Две недели спустя в газете «Парижские революции» Прюдома, главным редактором которой был Лустало, можно было прочитать:
«Господин Лустало, наш друг и один из самых достойных наших сотрудников, только что завершил свое жизненное поприще; он был отнят у родины и литературы в возрасте двадцати восьми лет, унеся с собой сожаления всех истинных друзей свободы».
Вероятно, кто-нибудь спросит, какую связь смерть Лустало может иметь с побоищем в Нанси.
Ответ на это дадут нам слова, произнесенные над его гробом:
«О тень, дорогая всем патриотичным сердцам!
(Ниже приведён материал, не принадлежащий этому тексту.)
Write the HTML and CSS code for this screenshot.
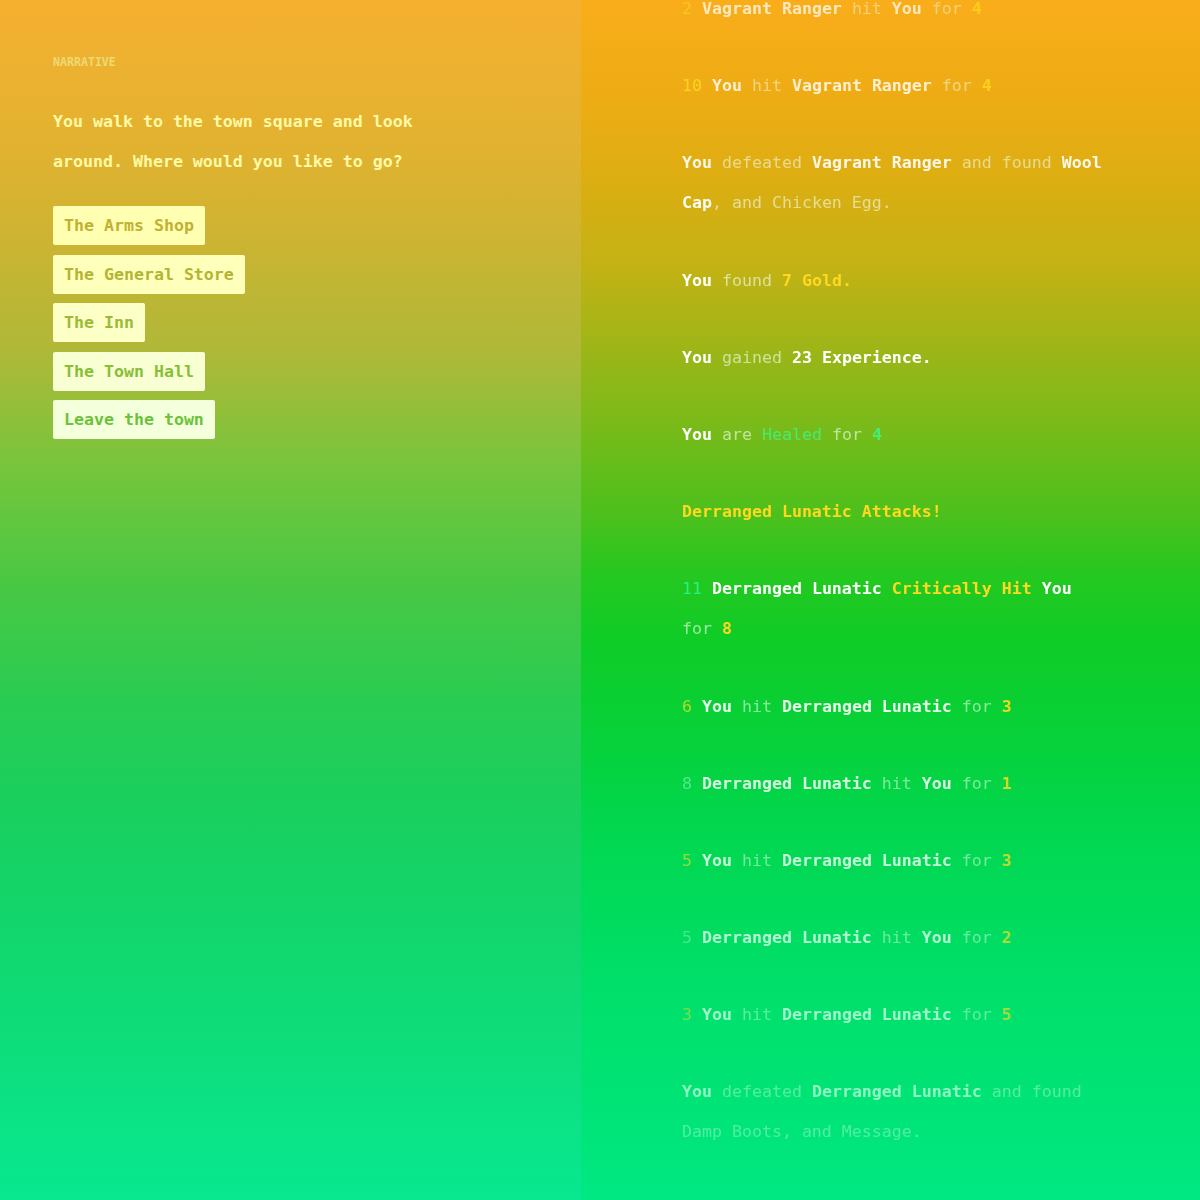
FILE: index.html
```html
<!DOCTYPE html>
<html lang="en">
<head>
<meta charset="utf-8">
<title>Town Square</title>
<link rel="stylesheet" href="styles.css">
</head>
<body>
<div class="page">
  <section class="narrative">
    <div class="label">NARRATIVE</div>
    <p class="story">You walk to the town square and look around. Where would you like to go?</p>
    <div class="choices">
      <button class="choice c1">The Arms Shop</button>
      <button class="choice c2">The General Store</button>
      <button class="choice c3">The Inn</button>
      <button class="choice c4">The Town Hall</button>
      <button class="choice c5">Leave the town</button>
    </div>
  </section>
  <section class="log-panel">
    <div class="log">
      <p class="entry"><span class="roll ry">2</span> <b>Vagrant Ranger</b> <span class="d">hit</span> <b>You</b> <span class="d">for</span> <b class="y">4</b></p>
      <p class="entry"><span class="roll ry2">10</span> <b>You</b> <span class="d">hit</span> <b>Vagrant Ranger</b> <span class="d">for</span> <b class="y">4</b></p>
      <p class="entry"><b>You</b> <span class="d">defeated</span> <b>Vagrant Ranger</b> <span class="d">and found</span> <b>Wool Cap</b><span class="d">, and Chicken Egg.</span></p>
      <p class="entry"><b>You</b> <span class="d">found</span> <b class="y">7 Gold.</b></p>
      <p class="entry"><b>You</b> <span class="d">gained</span> <b>23 Experience.</b></p>
      <p class="entry"><b>You</b> <span class="d">are</span> <span class="g">Healed</span> <span class="d">for</span> <b class="g">4</b></p>
      <p class="entry"><b class="y">Derranged Lunatic Attacks!</b></p>
      <p class="entry"><span class="roll rg">11</span> <b>Derranged Lunatic</b> <b class="y">Critically Hit</b> <b>You</b> <span class="d">for</span> <b class="y">8</b></p>
      <p class="entry"><span class="roll ry">6</span> <b>You</b> <span class="d">hit</span> <b>Derranged Lunatic</b> <span class="d">for</span> <b class="y">3</b></p>
      <p class="entry"><span class="roll rw">8</span> <b>Derranged Lunatic</b> <span class="d">hit</span> <b>You</b> <span class="d">for</span> <b class="y">1</b></p>
      <p class="entry"><span class="roll ry">5</span> <b>You</b> <span class="d">hit</span> <b>Derranged Lunatic</b> <span class="d">for</span> <b class="y">3</b></p>
      <p class="entry"><span class="roll rw">5</span> <b>Derranged Lunatic</b> <span class="d">hit</span> <b>You</b> <span class="d">for</span> <b class="y">2</b></p>
      <p class="entry"><span class="roll ry">3</span> <b>You</b> <span class="d">hit</span> <b>Derranged Lunatic</b> <span class="d">for</span> <b class="y">5</b></p>
      <p class="entry"><b>You</b> <span class="d">defeated</span> <b>Derranged Lunatic</b> <span class="d">and found Damp Boots, and Message.</span></p>
    </div>
  </section>
</div>
</body>
</html>
```

FILE: styles.css
```css
* { box-sizing: border-box; }
html, body { margin: 0; padding: 0; }
body {
  width: 1200px;
  height: 1200px;
  overflow: hidden;
  font-family: "DejaVu Sans Mono", "Liberation Mono", monospace;
  font-size: 16.6px;
}
.page {
  display: grid;
  grid-template-columns: 581px 1fr;
  height: 1200px;
}
.narrative {
  background: linear-gradient(180deg, #f6b030 0%, #e2b230 12%, #ccb432 20%, #b0b838 29%, #8ec03a 35%, #70c63c 40%, #48c844 49%, #2acc52 58%, #18d060 68%, #10d870 80%, #08e890 100%);
  padding: 54px 53px 0;
}
.label {
  font-size: 11.6px;
  line-height: 16px;
  font-weight: bold;
  color: rgba(240, 230, 140, 0.75);
  margin-bottom: 32px;
}
.story {
  margin: 0;
  max-width: 425px;
  line-height: 40px;
  font-weight: bold;
  color: #fffaa6;
}
.choices {
  margin-top: 24px;
  display: flex;
  flex-direction: column;
  align-items: flex-start;
  gap: 9.5px;
}
.choice {
  font: inherit;
  font-weight: bold;
  height: 39px;
  padding: 0 11px;
  border: none;
  border-radius: 2px;
  line-height: 39px;
  cursor: pointer;
}
.c1 { background: #ffffb2; color: #bfb132; }
.c2 { background: #ffffbc; color: #b2b434; }
.c3 { background: #fcffc6; color: #9cba36; }
.c4 { background: #f8ffd2; color: #88be38; }
.c5 { background: #f4ffdc; color: #6cc23a; }

.log-panel {
  background: linear-gradient(180deg, #f9ad1a 0%, #eeac14 8%, #dcae12 15%, #c4b214 22%, #98b618 30%, #70bc1a 37%, #4cc01c 43%, #24c820 48%, #10cc26 53%, #08d036 60%, #02d64c 68%, #00de66 80%, #00e882 100%);
  overflow: hidden;
  height: 1200px;
}
.log {
  height: 1200px;
  padding: 0 88px 0 101px;
  -webkit-mask-image: linear-gradient(180deg, rgba(0,0,0,.7) 0px, #000 260px, #000 620px, rgba(0,0,0,.48) 1200px);
  mask-image: linear-gradient(180deg, rgba(0,0,0,.7) 0px, #000 260px, #000 620px, rgba(0,0,0,.48) 1200px);
}
.entry {
  margin: 0 0 37.2px;
  line-height: 40px;
  max-width: 425px;
  color: #fff;
}
.entry:first-child { margin-top: -11px; }
.entry b { font-weight: bold; color: #fff; }
.d { color: rgba(240, 255, 240, 0.62); }
.entry .y { color: #ffd820; }
.entry .g, .g { color: #46ec74; }
.roll { font-weight: normal; }
.ry { color: rgba(255, 222, 40, 0.75); }
.ry2 { color: rgba(255, 222, 40, 0.95); }
.rg { color: #24f286; }
.rw { color: rgba(150, 255, 200, 0.6); }
```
Покидая эту юдоль скорби и отправляясь в лоно Всевышнего, передай нашим братьям из полков Короля и Шатовьё, что на этом свете у них еще остаются друзья, оплакивающие их участь, и что их кровь будет отомщена».
Лустало умер от разбитого сердца! Побоище в Нанси внушило недоверие к двум силам, рожденным революцией и, следовательно, призванным поддерживать революцию.
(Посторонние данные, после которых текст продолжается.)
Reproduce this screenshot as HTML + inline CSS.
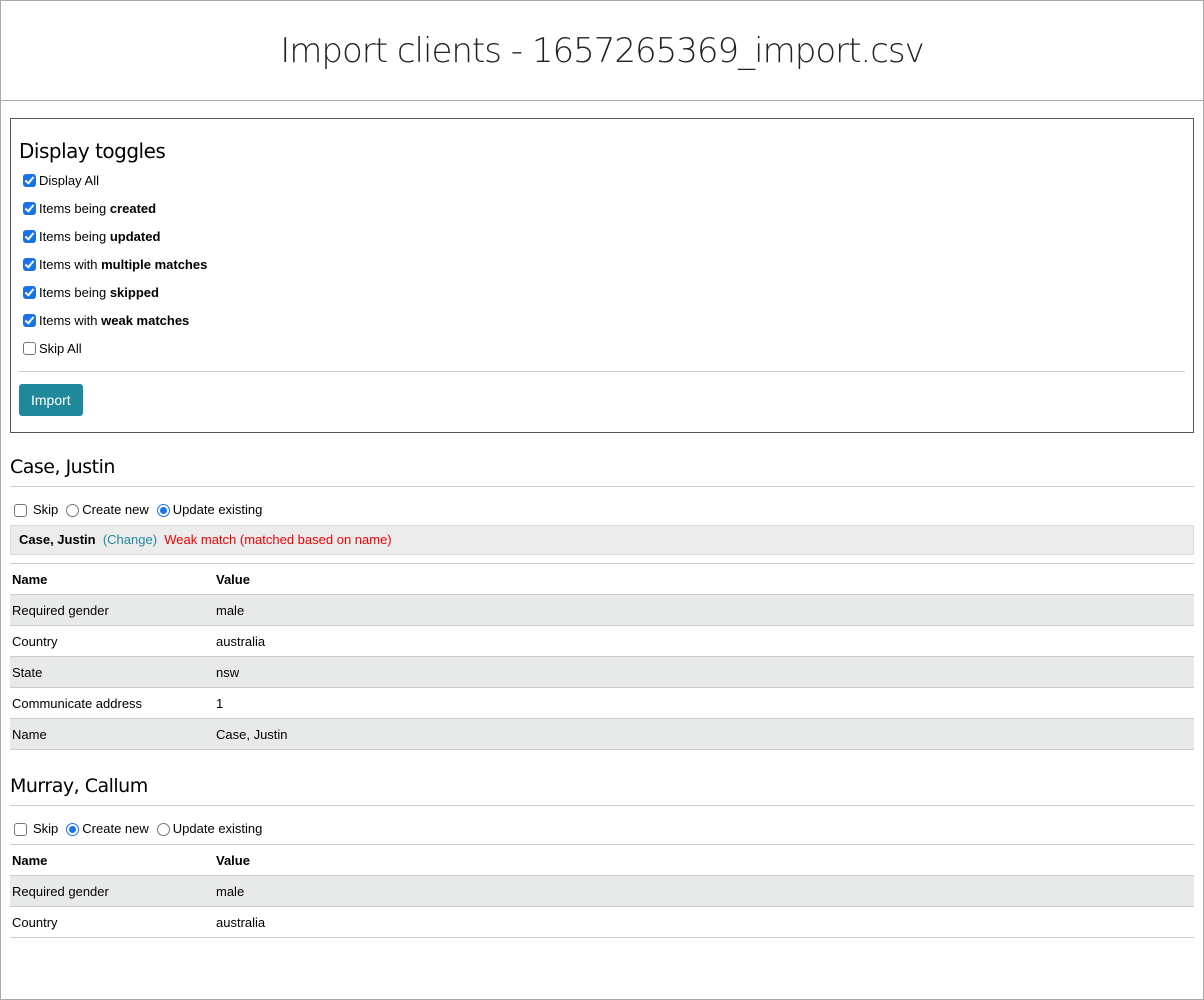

Речь идет о национальной гвардии и городском самоуправлении.
Национальная гвардия действовала по приказам Буйе.
Городские власти Нанси отдались под его покровительство.
С тех пор король стал сомневаться в силе революции.
Последствия этих сомнений мы увидим в следующей главе.
Но прежде отметим тот факт, что при известии о страшном побоище в Нанси сорок тысяч горожан бросились к Тюильри и к Национальному собранию, в один голос требуя отставки министров.
Однако министры уже в то время усвоили удобную привычку притворяться глухими к подобным требованиям. Один лишь г-н Неккер услышал их и, устав от долгого администрирования, не приносившего приемлемых результатов, и с огорчением видя, как та огромная популярность, которая заставила произвести революцию в его пользу, улетучилась менее чем за полтора года, 4 сентября покинул Париж, не отчитавшись ни перед кем, но оставив в качестве залога за подотчетные суммы два миллиона, ссуженные им казне, а также свой дом и свое движимое имущество, оценивавшиеся еще в один миллион.